### To do
In the listing below, find the line that contains "Write a component" and the line that contains "import React from 'react';". Quote both and every line between them, exactly, and nothing more.

(Records excerpted from a collection)
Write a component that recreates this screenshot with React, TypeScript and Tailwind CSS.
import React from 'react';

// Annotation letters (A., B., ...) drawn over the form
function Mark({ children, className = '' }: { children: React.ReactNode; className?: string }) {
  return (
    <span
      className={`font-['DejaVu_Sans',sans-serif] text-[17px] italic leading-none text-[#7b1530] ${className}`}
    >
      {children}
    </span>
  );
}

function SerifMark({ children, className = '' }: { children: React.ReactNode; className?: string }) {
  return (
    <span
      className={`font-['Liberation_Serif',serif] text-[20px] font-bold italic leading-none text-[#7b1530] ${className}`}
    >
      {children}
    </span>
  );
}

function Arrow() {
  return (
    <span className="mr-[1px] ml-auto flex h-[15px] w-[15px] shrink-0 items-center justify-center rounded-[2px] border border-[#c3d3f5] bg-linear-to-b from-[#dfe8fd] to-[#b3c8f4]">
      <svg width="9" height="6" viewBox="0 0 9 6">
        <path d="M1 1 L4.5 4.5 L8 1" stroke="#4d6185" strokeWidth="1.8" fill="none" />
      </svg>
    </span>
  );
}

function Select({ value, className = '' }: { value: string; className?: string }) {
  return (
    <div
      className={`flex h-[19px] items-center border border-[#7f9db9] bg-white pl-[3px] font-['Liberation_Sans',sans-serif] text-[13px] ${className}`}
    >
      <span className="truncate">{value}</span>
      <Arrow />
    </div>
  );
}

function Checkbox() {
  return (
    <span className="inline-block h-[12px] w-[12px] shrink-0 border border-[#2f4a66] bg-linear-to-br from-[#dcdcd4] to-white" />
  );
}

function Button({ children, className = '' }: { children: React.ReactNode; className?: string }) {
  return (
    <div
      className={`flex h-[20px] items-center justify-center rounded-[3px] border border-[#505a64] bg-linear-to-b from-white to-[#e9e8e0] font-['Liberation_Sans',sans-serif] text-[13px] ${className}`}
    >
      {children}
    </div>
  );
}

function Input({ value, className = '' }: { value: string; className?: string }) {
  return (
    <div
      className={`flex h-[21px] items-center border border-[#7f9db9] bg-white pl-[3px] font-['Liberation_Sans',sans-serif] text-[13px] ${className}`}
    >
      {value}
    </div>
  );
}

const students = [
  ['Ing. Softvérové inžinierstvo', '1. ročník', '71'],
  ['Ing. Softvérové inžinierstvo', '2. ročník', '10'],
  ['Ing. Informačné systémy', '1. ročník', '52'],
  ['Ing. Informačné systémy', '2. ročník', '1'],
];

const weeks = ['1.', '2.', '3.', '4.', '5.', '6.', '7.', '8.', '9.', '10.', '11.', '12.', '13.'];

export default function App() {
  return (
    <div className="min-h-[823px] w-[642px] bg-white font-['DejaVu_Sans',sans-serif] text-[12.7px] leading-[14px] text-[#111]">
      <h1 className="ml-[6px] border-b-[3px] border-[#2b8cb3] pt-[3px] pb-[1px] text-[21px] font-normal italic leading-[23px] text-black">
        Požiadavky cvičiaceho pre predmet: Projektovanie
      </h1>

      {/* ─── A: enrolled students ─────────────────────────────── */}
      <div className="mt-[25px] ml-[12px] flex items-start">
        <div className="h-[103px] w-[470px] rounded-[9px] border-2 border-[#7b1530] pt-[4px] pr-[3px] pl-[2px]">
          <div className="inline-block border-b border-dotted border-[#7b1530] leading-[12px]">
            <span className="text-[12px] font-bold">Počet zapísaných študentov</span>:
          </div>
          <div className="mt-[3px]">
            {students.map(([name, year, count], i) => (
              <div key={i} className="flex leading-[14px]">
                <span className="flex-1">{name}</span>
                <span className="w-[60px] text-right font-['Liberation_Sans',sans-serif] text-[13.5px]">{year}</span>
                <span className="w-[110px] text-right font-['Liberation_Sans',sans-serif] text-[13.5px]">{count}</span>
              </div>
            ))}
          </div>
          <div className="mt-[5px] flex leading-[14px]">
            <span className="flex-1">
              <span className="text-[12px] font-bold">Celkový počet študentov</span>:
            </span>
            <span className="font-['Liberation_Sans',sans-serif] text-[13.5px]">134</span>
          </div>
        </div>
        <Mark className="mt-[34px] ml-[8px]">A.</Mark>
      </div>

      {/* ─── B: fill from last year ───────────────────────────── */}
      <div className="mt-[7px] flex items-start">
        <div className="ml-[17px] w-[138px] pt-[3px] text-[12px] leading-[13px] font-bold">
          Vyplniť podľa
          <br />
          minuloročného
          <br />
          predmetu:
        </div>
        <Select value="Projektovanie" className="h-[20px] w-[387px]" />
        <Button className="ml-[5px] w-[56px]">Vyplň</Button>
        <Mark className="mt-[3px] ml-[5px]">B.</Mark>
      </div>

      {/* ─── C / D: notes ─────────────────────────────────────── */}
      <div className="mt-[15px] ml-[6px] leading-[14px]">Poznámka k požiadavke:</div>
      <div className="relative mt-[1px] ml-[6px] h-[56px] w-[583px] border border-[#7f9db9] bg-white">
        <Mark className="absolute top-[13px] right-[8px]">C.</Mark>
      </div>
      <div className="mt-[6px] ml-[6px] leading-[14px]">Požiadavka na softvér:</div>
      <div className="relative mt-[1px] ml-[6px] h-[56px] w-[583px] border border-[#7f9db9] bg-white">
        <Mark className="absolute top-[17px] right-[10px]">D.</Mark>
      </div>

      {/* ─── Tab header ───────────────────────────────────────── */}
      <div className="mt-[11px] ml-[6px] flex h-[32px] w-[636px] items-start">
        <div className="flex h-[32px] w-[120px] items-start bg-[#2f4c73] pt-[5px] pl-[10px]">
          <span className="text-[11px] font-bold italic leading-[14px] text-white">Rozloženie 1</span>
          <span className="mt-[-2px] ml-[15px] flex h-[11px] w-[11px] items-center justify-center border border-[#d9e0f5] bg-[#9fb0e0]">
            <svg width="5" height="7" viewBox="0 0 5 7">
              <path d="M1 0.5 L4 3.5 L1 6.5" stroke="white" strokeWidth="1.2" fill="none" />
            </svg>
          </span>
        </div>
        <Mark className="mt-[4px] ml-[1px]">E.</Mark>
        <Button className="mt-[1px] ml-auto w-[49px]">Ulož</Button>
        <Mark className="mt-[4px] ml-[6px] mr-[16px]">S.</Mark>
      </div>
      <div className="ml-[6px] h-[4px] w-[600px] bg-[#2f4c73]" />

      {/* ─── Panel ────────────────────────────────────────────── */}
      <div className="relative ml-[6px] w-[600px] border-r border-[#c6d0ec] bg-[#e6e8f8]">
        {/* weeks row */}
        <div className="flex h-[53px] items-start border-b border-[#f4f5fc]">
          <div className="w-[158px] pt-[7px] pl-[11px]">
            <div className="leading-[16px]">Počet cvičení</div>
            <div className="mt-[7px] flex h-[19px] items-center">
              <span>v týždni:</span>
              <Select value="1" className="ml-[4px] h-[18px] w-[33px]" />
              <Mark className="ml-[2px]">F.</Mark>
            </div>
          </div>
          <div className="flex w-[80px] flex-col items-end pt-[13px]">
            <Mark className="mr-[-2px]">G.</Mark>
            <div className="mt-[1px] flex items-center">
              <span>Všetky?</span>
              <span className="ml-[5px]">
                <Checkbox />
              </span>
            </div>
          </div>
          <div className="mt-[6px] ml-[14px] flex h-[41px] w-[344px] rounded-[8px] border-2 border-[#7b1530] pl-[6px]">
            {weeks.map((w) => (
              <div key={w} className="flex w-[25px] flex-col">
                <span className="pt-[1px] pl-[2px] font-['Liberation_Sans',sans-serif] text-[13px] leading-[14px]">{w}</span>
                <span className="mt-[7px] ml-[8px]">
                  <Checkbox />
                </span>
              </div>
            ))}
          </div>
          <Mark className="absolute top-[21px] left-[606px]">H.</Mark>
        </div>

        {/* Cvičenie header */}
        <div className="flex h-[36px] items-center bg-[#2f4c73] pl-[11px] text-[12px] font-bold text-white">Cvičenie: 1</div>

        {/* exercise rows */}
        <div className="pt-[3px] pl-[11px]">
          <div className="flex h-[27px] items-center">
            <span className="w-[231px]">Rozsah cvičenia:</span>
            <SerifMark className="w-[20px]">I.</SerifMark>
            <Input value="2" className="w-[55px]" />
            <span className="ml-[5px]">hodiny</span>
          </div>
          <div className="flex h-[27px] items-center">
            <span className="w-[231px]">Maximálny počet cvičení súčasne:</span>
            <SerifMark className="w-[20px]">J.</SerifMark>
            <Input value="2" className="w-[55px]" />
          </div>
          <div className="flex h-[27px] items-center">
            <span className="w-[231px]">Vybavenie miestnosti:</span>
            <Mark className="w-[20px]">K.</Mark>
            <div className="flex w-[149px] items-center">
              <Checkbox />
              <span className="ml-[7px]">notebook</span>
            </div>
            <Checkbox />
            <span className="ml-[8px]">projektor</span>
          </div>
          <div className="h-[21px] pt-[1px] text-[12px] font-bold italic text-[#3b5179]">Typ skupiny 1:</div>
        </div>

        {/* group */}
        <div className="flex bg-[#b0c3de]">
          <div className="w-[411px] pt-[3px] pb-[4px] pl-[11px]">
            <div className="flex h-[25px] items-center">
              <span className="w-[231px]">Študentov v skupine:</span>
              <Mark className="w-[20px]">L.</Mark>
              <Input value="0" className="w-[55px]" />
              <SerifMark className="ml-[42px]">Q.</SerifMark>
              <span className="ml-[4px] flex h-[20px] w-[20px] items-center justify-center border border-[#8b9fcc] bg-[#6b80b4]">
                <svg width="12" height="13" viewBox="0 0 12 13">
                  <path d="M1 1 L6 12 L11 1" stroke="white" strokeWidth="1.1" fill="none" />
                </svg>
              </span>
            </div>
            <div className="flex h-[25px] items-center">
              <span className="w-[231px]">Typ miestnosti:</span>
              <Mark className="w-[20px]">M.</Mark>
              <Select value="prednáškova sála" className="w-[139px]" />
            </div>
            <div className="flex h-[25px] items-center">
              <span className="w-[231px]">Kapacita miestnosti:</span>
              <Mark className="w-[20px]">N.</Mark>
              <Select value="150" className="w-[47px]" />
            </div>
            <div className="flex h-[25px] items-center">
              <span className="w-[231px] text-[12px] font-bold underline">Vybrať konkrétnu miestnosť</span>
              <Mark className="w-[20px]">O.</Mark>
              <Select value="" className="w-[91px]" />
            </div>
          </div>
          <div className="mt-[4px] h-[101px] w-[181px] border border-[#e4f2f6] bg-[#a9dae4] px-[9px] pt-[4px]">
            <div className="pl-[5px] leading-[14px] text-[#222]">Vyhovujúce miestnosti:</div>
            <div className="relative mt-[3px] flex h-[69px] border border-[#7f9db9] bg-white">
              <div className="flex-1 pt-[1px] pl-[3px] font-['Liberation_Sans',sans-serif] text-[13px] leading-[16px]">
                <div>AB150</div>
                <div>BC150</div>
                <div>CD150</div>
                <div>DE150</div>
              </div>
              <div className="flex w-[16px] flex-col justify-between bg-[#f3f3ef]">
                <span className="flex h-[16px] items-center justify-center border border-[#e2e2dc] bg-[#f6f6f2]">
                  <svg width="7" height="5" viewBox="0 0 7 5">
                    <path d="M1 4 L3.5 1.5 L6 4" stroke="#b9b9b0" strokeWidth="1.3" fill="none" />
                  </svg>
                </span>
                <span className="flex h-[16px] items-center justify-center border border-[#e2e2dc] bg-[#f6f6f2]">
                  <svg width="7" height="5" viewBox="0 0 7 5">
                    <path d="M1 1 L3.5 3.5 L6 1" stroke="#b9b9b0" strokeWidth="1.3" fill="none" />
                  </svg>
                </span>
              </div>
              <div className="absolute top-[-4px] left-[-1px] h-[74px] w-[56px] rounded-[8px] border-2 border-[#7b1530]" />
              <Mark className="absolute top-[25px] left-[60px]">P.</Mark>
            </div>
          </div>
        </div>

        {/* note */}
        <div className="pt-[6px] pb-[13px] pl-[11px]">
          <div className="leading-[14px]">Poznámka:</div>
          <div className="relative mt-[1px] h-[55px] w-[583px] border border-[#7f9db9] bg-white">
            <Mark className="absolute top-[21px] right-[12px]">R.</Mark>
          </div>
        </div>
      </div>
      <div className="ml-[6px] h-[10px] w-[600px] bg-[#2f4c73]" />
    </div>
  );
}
...
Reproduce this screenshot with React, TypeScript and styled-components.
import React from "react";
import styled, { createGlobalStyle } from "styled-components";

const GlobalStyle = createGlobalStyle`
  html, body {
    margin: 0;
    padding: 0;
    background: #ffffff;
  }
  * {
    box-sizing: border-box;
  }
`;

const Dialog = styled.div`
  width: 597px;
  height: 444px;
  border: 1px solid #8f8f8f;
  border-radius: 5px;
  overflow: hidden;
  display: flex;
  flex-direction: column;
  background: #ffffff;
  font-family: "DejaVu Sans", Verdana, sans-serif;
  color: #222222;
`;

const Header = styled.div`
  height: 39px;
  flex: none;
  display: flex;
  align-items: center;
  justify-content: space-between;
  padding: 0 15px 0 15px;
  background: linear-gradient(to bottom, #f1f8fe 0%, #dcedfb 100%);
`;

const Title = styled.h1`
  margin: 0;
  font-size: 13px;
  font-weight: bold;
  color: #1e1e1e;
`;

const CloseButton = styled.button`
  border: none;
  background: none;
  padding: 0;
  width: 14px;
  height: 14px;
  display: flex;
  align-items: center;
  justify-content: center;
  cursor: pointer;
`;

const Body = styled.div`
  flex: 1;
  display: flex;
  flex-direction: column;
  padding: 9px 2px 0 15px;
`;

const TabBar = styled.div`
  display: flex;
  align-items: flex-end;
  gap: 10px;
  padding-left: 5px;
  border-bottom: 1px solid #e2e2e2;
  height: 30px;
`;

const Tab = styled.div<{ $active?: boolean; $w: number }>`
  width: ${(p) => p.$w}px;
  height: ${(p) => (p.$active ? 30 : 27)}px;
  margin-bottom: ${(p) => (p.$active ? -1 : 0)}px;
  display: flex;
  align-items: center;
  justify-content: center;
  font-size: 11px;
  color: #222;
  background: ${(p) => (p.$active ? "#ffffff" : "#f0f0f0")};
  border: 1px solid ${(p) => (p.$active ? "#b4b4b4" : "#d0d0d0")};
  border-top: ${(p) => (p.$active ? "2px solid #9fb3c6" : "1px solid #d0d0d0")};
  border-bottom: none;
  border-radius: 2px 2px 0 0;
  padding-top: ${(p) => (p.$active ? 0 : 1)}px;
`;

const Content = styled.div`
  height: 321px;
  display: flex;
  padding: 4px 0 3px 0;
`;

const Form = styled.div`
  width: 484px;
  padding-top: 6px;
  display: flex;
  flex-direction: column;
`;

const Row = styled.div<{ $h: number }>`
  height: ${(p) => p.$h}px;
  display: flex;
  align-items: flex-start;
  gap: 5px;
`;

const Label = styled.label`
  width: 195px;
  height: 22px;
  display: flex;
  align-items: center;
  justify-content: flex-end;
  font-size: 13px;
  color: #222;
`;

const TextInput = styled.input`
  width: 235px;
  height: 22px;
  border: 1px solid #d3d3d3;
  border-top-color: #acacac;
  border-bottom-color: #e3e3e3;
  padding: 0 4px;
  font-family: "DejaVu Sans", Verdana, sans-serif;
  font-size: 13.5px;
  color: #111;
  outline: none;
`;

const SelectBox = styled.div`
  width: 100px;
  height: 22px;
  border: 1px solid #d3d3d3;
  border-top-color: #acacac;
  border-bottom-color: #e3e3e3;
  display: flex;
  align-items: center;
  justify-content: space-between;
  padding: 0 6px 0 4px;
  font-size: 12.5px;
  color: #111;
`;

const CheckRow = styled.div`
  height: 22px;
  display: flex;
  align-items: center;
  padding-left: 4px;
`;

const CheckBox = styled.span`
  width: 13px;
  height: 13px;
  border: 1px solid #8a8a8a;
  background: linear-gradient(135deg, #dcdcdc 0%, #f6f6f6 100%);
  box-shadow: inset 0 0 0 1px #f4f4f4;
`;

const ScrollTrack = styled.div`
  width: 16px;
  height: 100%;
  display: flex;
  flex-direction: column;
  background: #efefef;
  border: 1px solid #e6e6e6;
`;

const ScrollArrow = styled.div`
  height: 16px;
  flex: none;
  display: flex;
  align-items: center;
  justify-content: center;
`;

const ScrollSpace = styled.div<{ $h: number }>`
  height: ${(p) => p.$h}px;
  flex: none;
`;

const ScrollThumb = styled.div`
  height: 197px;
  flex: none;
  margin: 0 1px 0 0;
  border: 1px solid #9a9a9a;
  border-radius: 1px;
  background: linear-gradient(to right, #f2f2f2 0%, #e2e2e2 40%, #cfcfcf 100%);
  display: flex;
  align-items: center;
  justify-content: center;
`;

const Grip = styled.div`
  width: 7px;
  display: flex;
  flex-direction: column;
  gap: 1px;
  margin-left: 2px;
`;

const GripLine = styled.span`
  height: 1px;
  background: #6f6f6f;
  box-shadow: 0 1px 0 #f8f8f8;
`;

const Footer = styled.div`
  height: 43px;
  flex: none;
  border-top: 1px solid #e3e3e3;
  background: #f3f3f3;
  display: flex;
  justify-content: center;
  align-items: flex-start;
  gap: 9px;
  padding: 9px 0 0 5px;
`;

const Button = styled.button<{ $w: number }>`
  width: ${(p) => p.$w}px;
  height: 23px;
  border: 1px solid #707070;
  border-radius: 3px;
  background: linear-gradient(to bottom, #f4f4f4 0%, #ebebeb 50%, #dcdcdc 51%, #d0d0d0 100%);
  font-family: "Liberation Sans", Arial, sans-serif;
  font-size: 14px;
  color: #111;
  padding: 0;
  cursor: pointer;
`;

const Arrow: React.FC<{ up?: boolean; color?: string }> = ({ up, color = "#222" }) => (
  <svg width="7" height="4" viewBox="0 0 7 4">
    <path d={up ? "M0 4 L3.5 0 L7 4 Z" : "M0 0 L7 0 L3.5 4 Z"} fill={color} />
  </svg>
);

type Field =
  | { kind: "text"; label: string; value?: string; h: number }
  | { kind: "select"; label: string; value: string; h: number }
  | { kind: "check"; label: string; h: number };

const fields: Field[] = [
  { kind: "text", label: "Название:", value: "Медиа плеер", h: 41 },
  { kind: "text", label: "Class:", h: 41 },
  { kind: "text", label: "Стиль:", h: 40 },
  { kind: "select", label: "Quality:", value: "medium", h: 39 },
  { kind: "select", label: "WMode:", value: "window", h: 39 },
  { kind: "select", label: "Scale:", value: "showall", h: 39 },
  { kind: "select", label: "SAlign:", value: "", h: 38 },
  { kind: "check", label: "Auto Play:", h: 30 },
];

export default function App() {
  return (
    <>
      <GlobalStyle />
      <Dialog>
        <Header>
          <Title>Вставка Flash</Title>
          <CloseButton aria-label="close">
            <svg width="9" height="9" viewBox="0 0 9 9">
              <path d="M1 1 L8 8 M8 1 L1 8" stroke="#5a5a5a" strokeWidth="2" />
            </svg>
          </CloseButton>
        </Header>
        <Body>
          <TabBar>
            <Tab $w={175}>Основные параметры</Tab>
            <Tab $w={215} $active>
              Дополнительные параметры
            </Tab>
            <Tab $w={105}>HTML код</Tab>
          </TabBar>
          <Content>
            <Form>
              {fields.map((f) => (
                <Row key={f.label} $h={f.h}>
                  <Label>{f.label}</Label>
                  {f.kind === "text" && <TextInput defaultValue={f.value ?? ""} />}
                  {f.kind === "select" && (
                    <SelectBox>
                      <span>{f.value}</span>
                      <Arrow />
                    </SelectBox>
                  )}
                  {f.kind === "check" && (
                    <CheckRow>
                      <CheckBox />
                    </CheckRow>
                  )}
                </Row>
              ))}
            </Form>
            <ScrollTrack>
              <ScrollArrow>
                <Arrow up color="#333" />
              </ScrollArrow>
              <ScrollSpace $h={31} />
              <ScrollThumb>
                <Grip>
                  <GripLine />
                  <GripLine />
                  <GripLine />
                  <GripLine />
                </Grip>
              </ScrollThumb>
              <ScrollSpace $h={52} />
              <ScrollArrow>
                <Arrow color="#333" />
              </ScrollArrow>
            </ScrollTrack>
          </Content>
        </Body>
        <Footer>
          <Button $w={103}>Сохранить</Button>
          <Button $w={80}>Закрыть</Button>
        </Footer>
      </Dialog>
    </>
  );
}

### Task solution
Write a component that recreates this screenshot with React, TypeScript and Tailwind CSS.
import React from 'react';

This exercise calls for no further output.